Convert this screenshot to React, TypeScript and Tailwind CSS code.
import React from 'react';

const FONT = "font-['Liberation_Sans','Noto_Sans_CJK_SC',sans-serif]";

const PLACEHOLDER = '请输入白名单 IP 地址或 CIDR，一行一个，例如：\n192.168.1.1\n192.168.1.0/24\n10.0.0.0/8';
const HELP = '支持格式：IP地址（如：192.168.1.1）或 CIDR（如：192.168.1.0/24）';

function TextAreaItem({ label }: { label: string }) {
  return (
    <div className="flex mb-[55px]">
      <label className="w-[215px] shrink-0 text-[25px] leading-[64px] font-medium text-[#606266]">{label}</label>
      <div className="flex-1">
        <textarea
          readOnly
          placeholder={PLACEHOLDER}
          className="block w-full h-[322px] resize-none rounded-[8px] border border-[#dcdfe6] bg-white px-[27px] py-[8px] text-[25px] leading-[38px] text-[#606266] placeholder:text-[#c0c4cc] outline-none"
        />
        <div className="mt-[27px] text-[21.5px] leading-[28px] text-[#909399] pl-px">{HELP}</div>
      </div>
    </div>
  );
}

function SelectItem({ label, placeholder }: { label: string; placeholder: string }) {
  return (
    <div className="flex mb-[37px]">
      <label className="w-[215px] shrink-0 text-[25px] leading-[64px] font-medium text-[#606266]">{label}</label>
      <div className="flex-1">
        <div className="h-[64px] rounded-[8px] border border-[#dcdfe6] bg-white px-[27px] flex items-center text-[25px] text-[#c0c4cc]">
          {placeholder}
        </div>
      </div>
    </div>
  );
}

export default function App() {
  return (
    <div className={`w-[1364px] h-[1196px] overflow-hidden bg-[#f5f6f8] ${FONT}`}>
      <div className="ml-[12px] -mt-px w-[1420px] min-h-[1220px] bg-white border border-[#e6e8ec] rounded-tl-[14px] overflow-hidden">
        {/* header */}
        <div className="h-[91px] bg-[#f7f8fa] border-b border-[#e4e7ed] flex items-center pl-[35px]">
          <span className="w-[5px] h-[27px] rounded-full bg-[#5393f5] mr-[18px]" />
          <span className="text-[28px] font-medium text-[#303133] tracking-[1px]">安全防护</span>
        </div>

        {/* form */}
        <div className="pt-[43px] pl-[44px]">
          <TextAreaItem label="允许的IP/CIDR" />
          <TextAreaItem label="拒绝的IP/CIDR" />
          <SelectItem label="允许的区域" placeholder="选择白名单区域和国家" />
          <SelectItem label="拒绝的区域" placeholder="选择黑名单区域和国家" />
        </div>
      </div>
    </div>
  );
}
==========
*Written problem*
In the listing above, reproduce the first line and each one after it through the line that contains "const HELP = '支持格式：IP地址（如：192.168.1.1）或".

*Reply to the task*
Convert this screenshot to React, TypeScript and Tailwind CSS code.
import React from 'react';

const FONT = "font-['Liberation_Sans','Noto_Sans_CJK_SC',sans-serif]";

const PLACEHOLDER = '请输入白名单 IP 地址或 CIDR，一行一个，例如：\n192.168.1.1\n192.168.1.0/24\n10.0.0.0/8';
const HELP = '支持格式：IP地址（如：192.168.1.1）或 CIDR（如：192.168.1.0/24）';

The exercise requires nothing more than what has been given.